## start

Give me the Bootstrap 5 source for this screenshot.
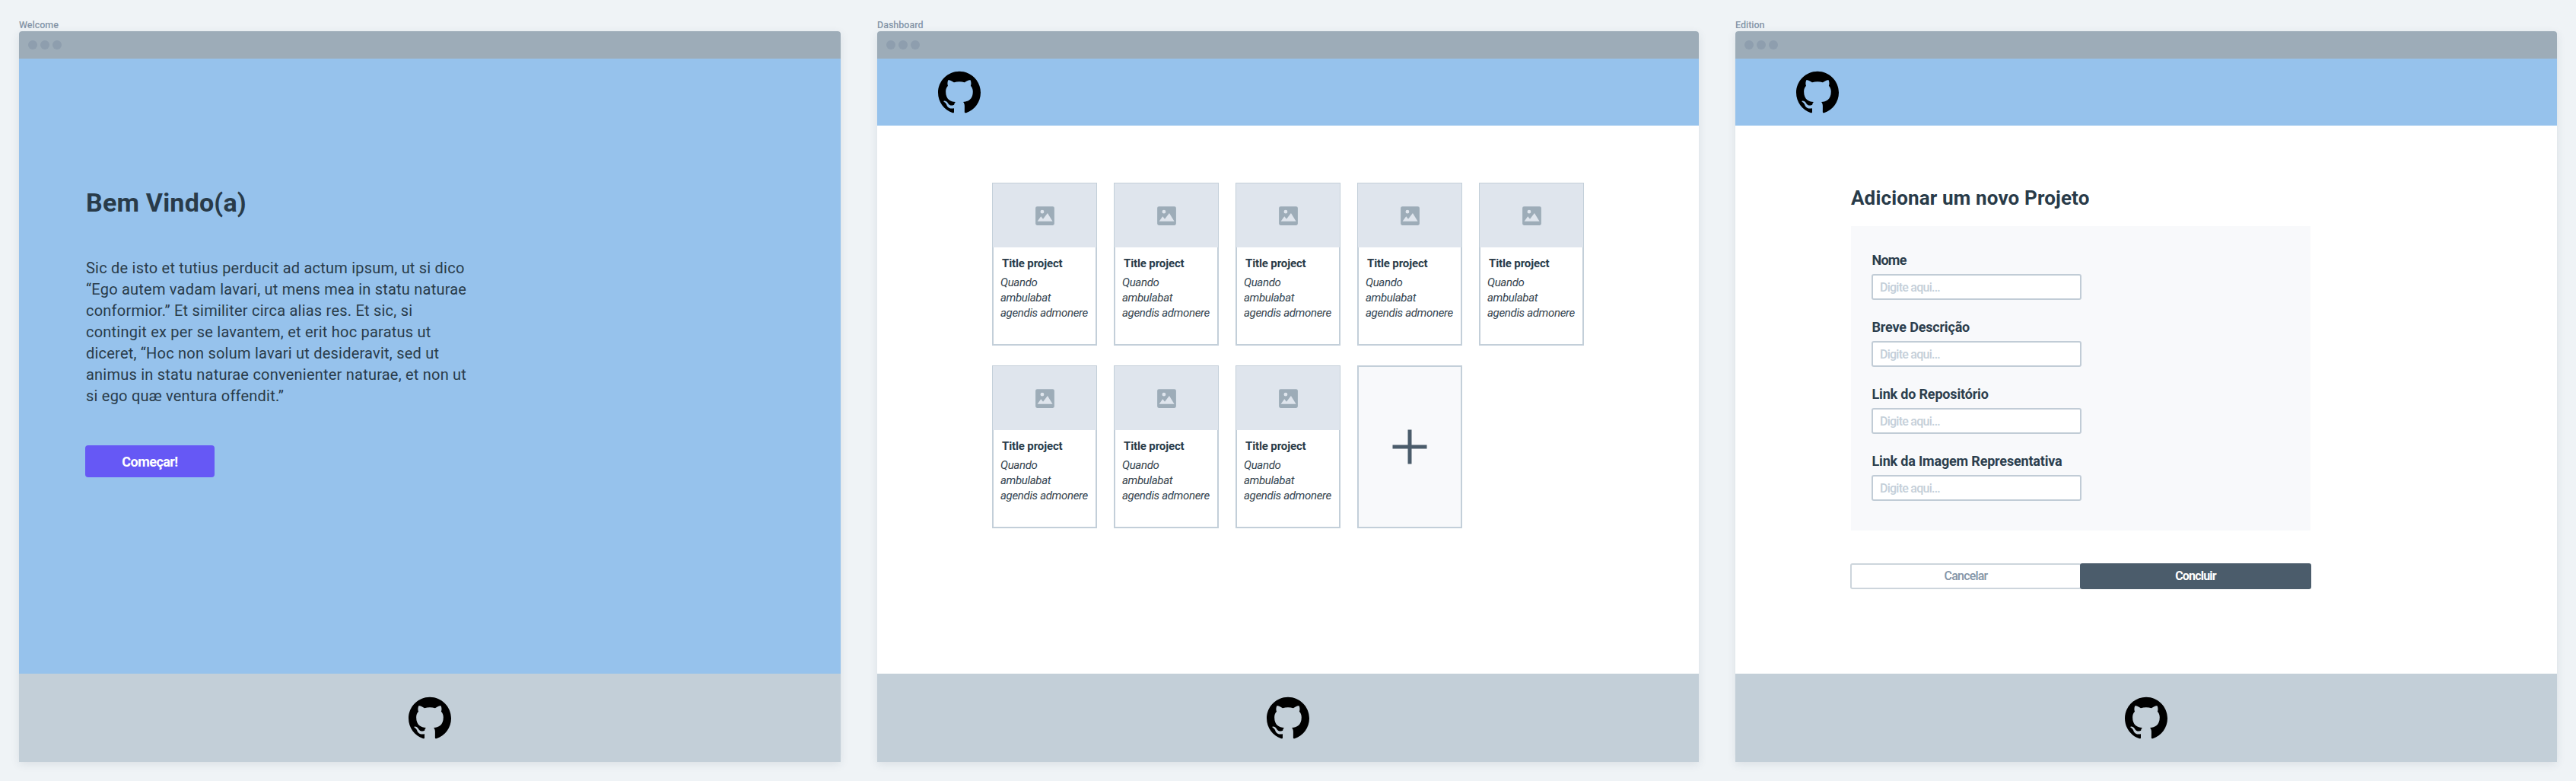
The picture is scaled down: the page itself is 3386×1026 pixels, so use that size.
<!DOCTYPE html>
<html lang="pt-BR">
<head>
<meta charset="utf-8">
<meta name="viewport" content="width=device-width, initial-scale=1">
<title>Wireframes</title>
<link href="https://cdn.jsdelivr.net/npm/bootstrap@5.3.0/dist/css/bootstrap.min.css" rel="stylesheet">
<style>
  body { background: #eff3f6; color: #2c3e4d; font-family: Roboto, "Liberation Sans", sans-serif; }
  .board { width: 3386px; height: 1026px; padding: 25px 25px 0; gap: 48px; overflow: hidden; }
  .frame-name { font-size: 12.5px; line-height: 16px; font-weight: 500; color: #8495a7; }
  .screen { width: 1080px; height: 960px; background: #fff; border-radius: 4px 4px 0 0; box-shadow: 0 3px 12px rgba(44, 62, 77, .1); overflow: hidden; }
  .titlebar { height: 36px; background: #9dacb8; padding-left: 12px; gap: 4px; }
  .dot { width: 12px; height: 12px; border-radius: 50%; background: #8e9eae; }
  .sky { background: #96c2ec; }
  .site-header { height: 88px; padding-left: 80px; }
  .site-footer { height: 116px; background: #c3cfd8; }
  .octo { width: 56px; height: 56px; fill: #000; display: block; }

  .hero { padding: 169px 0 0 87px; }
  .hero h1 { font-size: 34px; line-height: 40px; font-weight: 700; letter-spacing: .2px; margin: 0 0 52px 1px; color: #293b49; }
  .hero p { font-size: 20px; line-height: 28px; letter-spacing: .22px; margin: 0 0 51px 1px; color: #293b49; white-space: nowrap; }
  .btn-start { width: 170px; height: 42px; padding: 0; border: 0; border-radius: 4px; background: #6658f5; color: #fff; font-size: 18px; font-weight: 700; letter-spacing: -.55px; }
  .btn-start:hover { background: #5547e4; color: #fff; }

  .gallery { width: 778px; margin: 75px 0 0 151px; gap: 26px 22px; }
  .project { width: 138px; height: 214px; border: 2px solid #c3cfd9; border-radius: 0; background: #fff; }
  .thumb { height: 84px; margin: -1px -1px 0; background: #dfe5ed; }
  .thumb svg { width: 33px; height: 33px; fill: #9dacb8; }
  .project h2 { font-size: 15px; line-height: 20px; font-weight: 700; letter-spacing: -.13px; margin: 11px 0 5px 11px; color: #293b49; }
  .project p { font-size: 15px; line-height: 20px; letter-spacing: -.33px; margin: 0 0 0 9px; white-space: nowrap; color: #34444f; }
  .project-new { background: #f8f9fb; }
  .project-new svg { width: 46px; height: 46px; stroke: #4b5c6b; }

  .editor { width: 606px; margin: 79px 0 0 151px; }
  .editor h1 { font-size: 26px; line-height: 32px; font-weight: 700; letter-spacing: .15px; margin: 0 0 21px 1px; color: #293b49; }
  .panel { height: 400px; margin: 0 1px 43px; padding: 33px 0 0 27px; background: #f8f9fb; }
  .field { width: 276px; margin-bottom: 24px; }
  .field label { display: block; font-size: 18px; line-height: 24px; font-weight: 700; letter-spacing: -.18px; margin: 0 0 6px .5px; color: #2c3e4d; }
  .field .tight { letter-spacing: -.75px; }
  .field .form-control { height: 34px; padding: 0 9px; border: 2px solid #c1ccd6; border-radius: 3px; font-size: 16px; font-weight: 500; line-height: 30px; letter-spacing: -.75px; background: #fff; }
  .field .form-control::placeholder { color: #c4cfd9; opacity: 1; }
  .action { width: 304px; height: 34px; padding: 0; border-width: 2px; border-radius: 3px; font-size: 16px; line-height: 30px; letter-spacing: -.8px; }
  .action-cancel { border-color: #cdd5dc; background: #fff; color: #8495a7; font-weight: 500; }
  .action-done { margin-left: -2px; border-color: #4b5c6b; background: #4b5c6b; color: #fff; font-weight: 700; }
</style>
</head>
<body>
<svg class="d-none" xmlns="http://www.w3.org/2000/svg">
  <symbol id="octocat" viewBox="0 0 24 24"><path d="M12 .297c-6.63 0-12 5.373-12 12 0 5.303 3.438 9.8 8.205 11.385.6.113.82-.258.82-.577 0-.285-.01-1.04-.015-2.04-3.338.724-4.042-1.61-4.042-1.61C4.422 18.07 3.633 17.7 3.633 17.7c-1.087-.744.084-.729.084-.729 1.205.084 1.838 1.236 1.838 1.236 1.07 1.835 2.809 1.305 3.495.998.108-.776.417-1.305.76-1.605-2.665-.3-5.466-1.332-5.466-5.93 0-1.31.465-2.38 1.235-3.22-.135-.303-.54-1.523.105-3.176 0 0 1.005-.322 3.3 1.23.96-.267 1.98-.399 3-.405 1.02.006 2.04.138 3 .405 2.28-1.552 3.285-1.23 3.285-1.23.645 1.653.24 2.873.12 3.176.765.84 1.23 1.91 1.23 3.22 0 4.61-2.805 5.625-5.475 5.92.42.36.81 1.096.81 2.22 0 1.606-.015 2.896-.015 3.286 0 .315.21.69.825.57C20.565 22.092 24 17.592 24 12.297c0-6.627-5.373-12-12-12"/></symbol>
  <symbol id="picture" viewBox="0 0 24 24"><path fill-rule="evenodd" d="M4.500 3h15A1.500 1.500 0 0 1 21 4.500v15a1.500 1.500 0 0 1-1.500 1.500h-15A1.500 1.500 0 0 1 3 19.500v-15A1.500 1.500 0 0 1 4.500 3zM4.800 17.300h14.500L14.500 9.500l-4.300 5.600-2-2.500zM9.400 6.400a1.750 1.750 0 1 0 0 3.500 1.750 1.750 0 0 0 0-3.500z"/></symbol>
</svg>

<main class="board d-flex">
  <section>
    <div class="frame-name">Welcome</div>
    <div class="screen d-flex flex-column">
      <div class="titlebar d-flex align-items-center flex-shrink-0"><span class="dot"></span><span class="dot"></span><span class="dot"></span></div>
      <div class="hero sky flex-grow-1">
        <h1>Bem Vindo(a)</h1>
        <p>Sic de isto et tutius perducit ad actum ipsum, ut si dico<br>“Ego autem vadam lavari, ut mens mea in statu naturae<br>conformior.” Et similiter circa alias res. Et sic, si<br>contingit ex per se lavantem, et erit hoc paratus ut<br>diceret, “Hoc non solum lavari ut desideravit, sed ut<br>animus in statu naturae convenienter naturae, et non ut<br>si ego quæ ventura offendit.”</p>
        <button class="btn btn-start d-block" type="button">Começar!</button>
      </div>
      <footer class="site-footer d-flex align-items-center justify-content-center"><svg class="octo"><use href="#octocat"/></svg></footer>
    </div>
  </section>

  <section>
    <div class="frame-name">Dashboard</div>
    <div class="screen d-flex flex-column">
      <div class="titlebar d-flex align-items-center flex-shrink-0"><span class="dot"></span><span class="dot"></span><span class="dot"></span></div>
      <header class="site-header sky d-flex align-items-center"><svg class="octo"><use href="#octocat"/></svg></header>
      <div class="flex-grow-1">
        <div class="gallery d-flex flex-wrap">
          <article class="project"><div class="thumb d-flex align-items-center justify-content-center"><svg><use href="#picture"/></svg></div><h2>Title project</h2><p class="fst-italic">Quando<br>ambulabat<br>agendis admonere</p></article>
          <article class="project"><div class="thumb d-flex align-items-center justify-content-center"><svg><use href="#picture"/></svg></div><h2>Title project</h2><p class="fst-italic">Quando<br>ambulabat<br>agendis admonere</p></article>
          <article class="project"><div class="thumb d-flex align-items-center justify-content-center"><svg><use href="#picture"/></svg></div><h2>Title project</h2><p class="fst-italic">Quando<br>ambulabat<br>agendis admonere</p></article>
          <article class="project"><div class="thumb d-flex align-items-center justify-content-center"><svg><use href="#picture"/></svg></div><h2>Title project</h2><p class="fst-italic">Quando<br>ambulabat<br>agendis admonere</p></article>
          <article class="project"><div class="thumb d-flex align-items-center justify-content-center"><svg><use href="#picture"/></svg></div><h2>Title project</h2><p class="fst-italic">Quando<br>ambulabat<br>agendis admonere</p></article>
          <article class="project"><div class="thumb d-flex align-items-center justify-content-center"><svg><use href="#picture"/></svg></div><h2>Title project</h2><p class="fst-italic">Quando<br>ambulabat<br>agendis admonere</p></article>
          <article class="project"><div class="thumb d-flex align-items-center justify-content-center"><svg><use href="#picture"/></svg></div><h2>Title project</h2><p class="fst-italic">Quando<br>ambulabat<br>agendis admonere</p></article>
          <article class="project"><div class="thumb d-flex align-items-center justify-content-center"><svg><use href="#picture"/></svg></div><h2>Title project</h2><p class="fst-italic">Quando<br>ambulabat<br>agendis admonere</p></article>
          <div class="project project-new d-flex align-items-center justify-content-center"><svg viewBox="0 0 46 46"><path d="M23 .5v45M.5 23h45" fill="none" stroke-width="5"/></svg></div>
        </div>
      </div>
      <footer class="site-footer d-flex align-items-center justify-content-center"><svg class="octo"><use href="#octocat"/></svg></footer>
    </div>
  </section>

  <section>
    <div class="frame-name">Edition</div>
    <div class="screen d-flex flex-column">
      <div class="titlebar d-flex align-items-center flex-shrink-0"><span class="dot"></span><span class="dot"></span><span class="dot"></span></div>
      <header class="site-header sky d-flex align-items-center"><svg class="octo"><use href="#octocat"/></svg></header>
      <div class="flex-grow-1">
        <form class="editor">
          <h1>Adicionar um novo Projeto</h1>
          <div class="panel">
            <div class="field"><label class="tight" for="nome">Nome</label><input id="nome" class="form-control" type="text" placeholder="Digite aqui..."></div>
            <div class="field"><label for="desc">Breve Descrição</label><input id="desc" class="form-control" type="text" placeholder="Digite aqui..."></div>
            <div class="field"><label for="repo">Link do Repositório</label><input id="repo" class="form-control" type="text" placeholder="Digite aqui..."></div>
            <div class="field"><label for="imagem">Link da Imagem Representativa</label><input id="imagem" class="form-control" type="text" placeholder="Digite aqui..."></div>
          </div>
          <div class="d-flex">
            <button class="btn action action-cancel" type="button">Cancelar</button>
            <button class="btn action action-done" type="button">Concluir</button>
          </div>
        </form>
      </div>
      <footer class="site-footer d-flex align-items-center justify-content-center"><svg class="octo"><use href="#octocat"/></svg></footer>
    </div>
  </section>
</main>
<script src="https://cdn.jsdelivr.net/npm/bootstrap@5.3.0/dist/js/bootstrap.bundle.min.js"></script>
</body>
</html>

## end

Problem description - Omitting all pictures, restate exactly the lines of the material from its start through the line that contains "56px; height: 56px;".

Output for this exercise -
Give me the Bootstrap 5 source for this screenshot.
The picture is scaled down: the page itself is 3386×1026 pixels, so use that size.
<!DOCTYPE html>
<html lang="pt-BR">
<head>
<meta charset="utf-8">
<meta name="viewport" content="width=device-width, initial-scale=1">
<title>Wireframes</title>
<link href="https://cdn.jsdelivr.net/npm/bootstrap@5.3.0/dist/css/bootstrap.min.css" rel="stylesheet">
<style>
  body { background: #eff3f6; color: #2c3e4d; font-family: Roboto, "Liberation Sans", sans-serif; }
  .board { width: 3386px; height: 1026px; padding: 25px 25px 0; gap: 48px; overflow: hidden; }
  .frame-name { font-size: 12.5px; line-height: 16px; font-weight: 500; color: #8495a7; }
  .screen { width: 1080px; height: 960px; background: #fff; border-radius: 4px 4px 0 0; box-shadow: 0 3px 12px rgba(44, 62, 77, .1); overflow: hidden; }
  .titlebar { height: 36px; background: #9dacb8; padding-left: 12px; gap: 4px; }
  .dot { width: 12px; height: 12px; border-radius: 50%; background: #8e9eae; }
  .sky { background: #96c2ec; }
  .site-header { height: 88px; padding-left: 80px; }
  .site-footer { height: 116px; background: #c3cfd8; }
  .octo { width: 56px; height: 56px; fill: #000; display: block; }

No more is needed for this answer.